This chapter contains the following topics:
Section 2.2, "Patching and Upgrading Oracle Fusion Applications"
Section 2.4, "Understanding Oracle Fusion Applications Home Directories"
Provisioning is the entire set of operations required to install, configure, and deploy applications product offerings from a system point of view. It performs these operations:
Installation provides the operations related to laying down all the component needed to create an Oracle Fusion Applications environment.
Configuration tailors components based on the applications topology, the creation of Oracle WebLogic Server Managed Servers and clusters, and the updating of endpoints and virtual hosts.
Deployment starts the Managed Servers and clusters and facilitates the actual use of product offerings.
This orchestration by a single processing engine ensures that all components interact smoothly and consistently in the applications environment.
For detailed information about provisioning and installing an Oracle Fusion Applications environment, see Oracle Fusion Applications Installation Guide.

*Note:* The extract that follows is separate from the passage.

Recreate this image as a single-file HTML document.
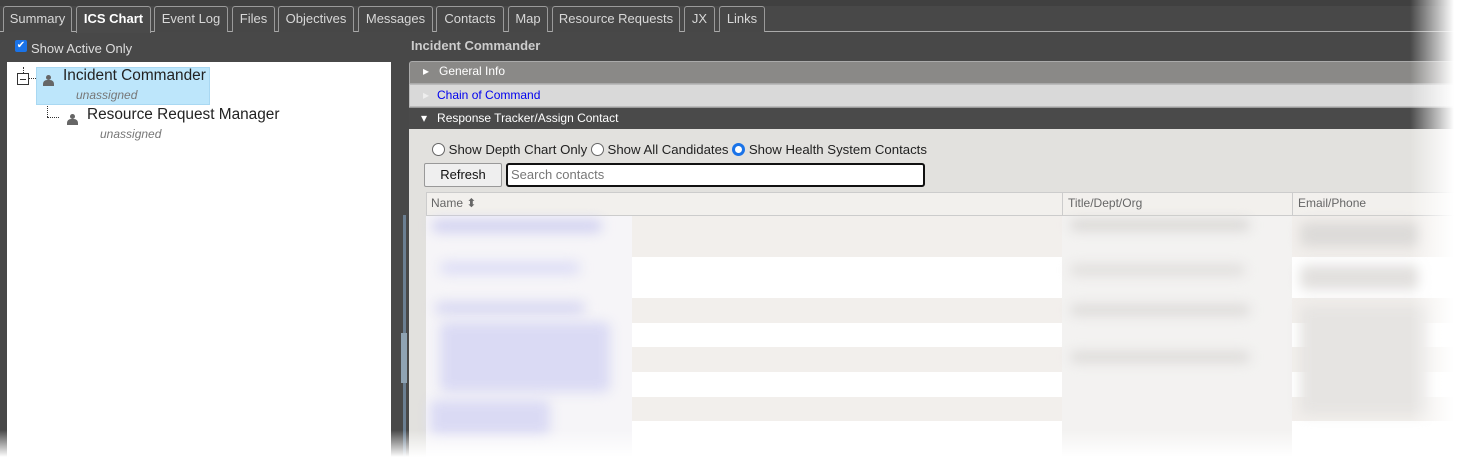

This section contains the following topics:
You choose options from the Provisioning Wizard menu to initiate one installation-related processes:
Install an empty, single-instance Enterprise database
Create a new provisioning plan
Install, configure, and deploy the product offerings in a provisioning plan
Uninstall an existing environment
You must have installed and configured a transaction database before you install product offerings. You can use the Provisioning Wizard to create an empty, single-instance database instance. This is a discrete and separate task from the other provisioning options. Alternatively, you can install the database manually without using the wizard.
In either case, you finish the database installation by running the Oracle Fusion Applications Repository Creation Utility (Applications RCU) to load applications and middleware content into the database. This process creates the applications and middleware schemas, loads seed data, and creates the tablespaces, as well all other required packages.
For more information about creating a database with Applications RCU, see the Oracle Fusion Applications Installation Guide.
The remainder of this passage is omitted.